Request - Starting at the first line of the listing below, repeat each line exactly until the line containing "import React from", which you include. Leave out pictures.
::::::::::
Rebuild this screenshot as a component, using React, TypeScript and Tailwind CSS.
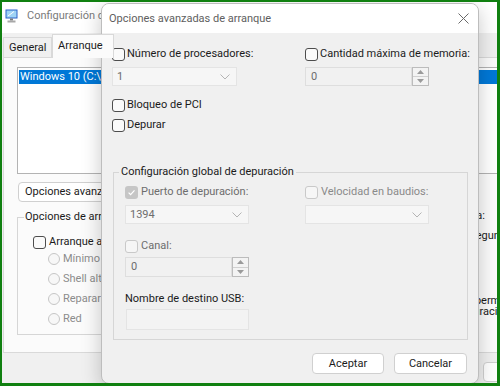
import React from "react";

function Check({ checked = false, disabled = false }: { checked?: boolean; disabled?: boolean }) {
  if (checked) {
    return (
      <span className="w-[13px] h-[13px] rounded-[3px] bg-[#c6c6c6] flex items-center justify-center shrink-0">
        <svg width="9" height="9" viewBox="0 0 9 9">
          <path d="M1.6 4.7 3.6 6.7 7.5 2.3" fill="none" stroke="#fff" strokeWidth="1.2" />
        </svg>
      </span>
    );
  }
  return (
    <span
      className={
        disabled
          ? "w-[13px] h-[13px] rounded-[3px] border border-[#c9c9c9] bg-[#f6f6f6] shrink-0"
          : "w-[13px] h-[13px] rounded-[3px] border border-[#4d4d4d] bg-[#fafafa] shrink-0"
      }
    />
  );
}

function Radio() {
  return <span className="w-[12px] h-[12px] rounded-full border border-[#c6c6c6] bg-[#f7f7f7] shrink-0" />;
}

function Chevron() {
  return (
    <svg width="10" height="6" viewBox="0 0 10 6">
      <path d="M0.5 0.5 5 5 9.5 0.5" fill="none" stroke="#b4b4b4" strokeWidth="1" />
    </svg>
  );
}

function Spin({ value }: { value: string }) {
  return (
    <div className="flex h-full">
      <div className="flex-1 flex items-center pl-[5px] border border-[#dedede] bg-[#f1f1f1] text-[#6d6d6d]">
        {value}
      </div>
      <div className="w-[17px] flex flex-col border border-[#bcbcbc] bg-[#f3f3f3]">
        <div className="flex-1 flex items-center justify-center border-b border-[#d0d0d0]">
          <svg width="7" height="4" viewBox="0 0 7 4">
            <path d="M0 4 3.5 0 7 4Z" fill="#9a9a9a" />
          </svg>
        </div>
        <div className="flex-1 flex items-center justify-center">
          <svg width="7" height="4" viewBox="0 0 7 4">
            <path d="M0 0 3.5 4 7 0Z" fill="#9a9a9a" />
          </svg>
        </div>
      </div>
    </div>
  );
}

function MonitorIcon() {
  return (
    <svg width="13" height="14" viewBox="0 0 13 14">
      <rect x="0.5" y="0.5" width="12" height="9" fill="#2a62c9" />
      <rect x="1.5" y="1.5" width="10" height="7" fill="#9fd3f5" />
      <path d="M3 7 9 2.5" stroke="#ffffff" strokeWidth="1" />
      <rect x="5" y="9.5" width="3" height="2" fill="#7a7a7a" />
      <rect x="2.5" y="11.5" width="8" height="2" fill="#a8a8a8" />
    </svg>
  );
}

export default function App() {
  return (
    <div className="relative w-[500px] h-[386px] overflow-hidden whitespace-nowrap border-l-2 border-t-2 border-r-[3px] border-b-[3px] border-[#108010] bg-[#f0f0f0] text-[11px] leading-4 text-[#1b1b1b] font-['Roboto',sans-serif]">
      {/* background window */}
      <div className="flex flex-col w-[600px] h-full">
        <div className="h-[31px] shrink-0 bg-white flex items-center pl-[3px] pb-[4px] gap-[9px] text-[#7a7a7a]">
          <MonitorIcon />
          <span>Configuración del sistema</span>
        </div>

        <div className="flex-1 flex flex-col pl-[1px]">
          {/* tabs */}
          <div className="flex items-end h-[24px] shrink-0">
            <div className="h-[20px] w-[49px] border border-b-0 border-[#d9d9d9] pl-[5px] leading-[19px]">General</div>
            <div className="relative z-10 -mb-px h-[24px] w-[62px] border border-b-0 border-[#d9d9d9] bg-[#fbfbfb] pl-[5px] leading-[22px]">
              Arranque
            </div>
          </div>

          {/* page */}
          <div className="h-[296px] shrink-0 border border-[#d9d9d9] bg-[#fbfbfb] flex flex-col">
            <div className="ml-[13px] mt-[9px] h-[107px] w-[560px] border border-[#b3b3b3] bg-white">
              <div className="mt-[2px] ml-px h-[14px] leading-[14px] bg-[#0078d7] text-white pl-px">
                Windows 10 (C:\Windows) : Sistema operativo actual
              </div>
            </div>

            <div className="flex">
              <div className="w-[326px] flex flex-col">
                <div className="ml-[14px] mt-[8px] h-[20px] w-[150px] rounded-[4px] border border-[#d0d0d0] bg-white pl-[6px] leading-[18px]">
                  Opciones avanzadas...
                </div>
                <fieldset className="ml-[13px] mt-[7px] h-[126px] w-[300px] border border-[#d6d6d6]">
                  <legend className="ml-[6px] px-px">Opciones de arranque</legend>
                  <div className="pl-[15px]">
                    <div className="mt-[9px] h-[16px] flex items-center gap-[3px]">
                      <Check />
                      <span>Arranque a prueba de errores</span>
                    </div>
                    <div className="-mt-px pl-[15px] text-[#8c8c8c]">
                      {["Mínimo", "Shell alternativo", "Reparar Active Directory", "Red"].map((r) => (
                        <div key={r} className="h-[20px] flex items-center gap-[3px]">
                          <Radio />
                          <span>{r}</span>
                        </div>
                      ))}
                    </div>
                  </div>
                </fieldset>
              </div>

              {/* right column of the page */}
              <div className="flex flex-col">
                <div className="mt-[34px] w-[155px] text-right">Tiempo de espera:</div>
                <div className="mt-[2px] flex items-center h-[20px]">
                  <div className="ml-[91px] w-[43px] h-[20px] border border-[#b3b3b3] bg-white pl-[4px] leading-[18px]">30</div>
                  <span className="ml-[6px]">segundos</span>
                </div>
                <div className="mt-[49px] ml-[113px] leading-[11px]">
                  <div>Hacer permanente toda la</div>
                  <div>configuración de arranque</div>
                </div>
              </div>
            </div>
          </div>

          {/* bottom buttons */}
          <div className="flex gap-[6px] pl-[480px] pt-[9px]">
            <div className="h-[20px] w-[75px] rounded-[4px] border border-[#d0d0d0] bg-white" />
            <div className="h-[20px] w-[75px] rounded-[4px] border border-[#d0d0d0] bg-white" />
          </div>
        </div>
      </div>

      {/* dialog */}
      <div className="absolute left-[99px] top-[1px] w-[378px] h-[381px] rounded-[8px] border border-[#bdbdbd] bg-[#f0f0f0] shadow-[0_6px_20px_rgba(0,0,0,0.22)] overflow-hidden flex flex-col">
        <div className="h-[29px] shrink-0 bg-white flex items-center justify-between pl-[7px] pr-[9px] text-[#5e5e5e]">
          <span>Opciones avanzadas de arranque</span>
          <svg width="11" height="11" viewBox="0 0 11 11">
            <path d="M0.5 0.5 10.5 10.5M10.5 0.5 0.5 10.5" stroke="#6a6a6a" strokeWidth="1" />
          </svg>
        </div>

        <div className="flex-1 flex flex-col pl-[10px] pt-[13px]">
          <div className="grid grid-cols-[193px_170px]">
            <div>
              <div className="h-[16px] flex items-center gap-[2px]">
                <Check />
                <span>Número de procesadores:</span>
              </div>
              <div className="mt-[5px] h-[19px] w-[125px] border border-[#e4e4e4] bg-[#f6f6f6] flex items-center justify-between pl-[4px] pr-[6px] text-[#6d6d6d]">
                <span>1</span>
                <Chevron />
              </div>
            </div>
            <div>
              <div className="h-[16px] flex items-center gap-[2px]">
                <Check />
                <span>Cantidad máxima de memoria:</span>
              </div>
              <div className="mt-[5px] h-[19px] w-[124px]">
                <Spin value="0" />
              </div>
            </div>
          </div>

          <div className="mt-[11px] h-[16px] flex items-center gap-[2px]">
            <Check />
            <span>Bloqueo de PCI</span>
          </div>
          <div className="mt-[4px] h-[16px] flex items-center gap-[2px]">
            <Check />
            <span>Depurar</span>
          </div>

          <fieldset className="mt-[31px] ml-px h-[176px] w-[355px] border border-[#d6d6d6]">
            <legend className="ml-[5px] px-[2px]">Configuración global de depuración</legend>
            <div className="pl-[11px] pt-[4px]">
              <div className="grid grid-cols-[180px_150px] text-[#6d6d6d]">
                <div>
                  <div className="h-[16px] flex items-center gap-[3px]">
                    <Check checked />
                    <span>Puerto de depuración:</span>
                  </div>
                  <div className="mt-[5px] h-[19px] w-[124px] border border-[#e4e4e4] bg-[#f6f6f6] flex items-center justify-between pl-[4px] pr-[6px]">
                    <span>1394</span>
                    <Chevron />
                  </div>
                </div>
                <div className="text-[#8a8a8a]">
                  <div className="h-[16px] flex items-center gap-[3px]">
                    <Check disabled />
                    <span>Velocidad en baudios:</span>
                  </div>
                  <div className="mt-[5px] h-[19px] w-[124px] border border-[#e4e4e4] bg-[#f6f6f6] flex items-center justify-end pr-[6px]">
                    <Chevron />
                  </div>
                </div>
              </div>

              <div className="mt-[14px] h-[16px] flex items-center gap-[3px] text-[#6d6d6d]">
                <Check disabled />
                <span>Canal:</span>
              </div>
              <div className="mt-[3px] h-[20px] w-[124px]">
                <Spin value="0" />
              </div>

              <div className="mt-[14px] h-[16px] flex items-center">Nombre de destino USB:</div>
              <div className="mt-[2px] ml-px h-[21px] w-[123px] border border-[#e4e4e4] bg-[#f3f3f3]" />
            </div>
          </fieldset>

          <div className="mt-[13px] flex justify-end gap-[10px] pr-[11px]">
            <div className="h-[21px] w-[72px] rounded-[4px] border border-[#d0d0d0] bg-white flex items-center justify-center">
              Aceptar
            </div>
            <div className="h-[21px] w-[73px] rounded-[4px] border border-[#d0d0d0] bg-white flex items-center justify-center">
              Cancelar
            </div>
          </div>
        </div>
      </div>
    </div>
  );
}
::::::::::
Solution to this problem -
Rebuild this screenshot as a component, using React, TypeScript and Tailwind CSS.
import React from "react";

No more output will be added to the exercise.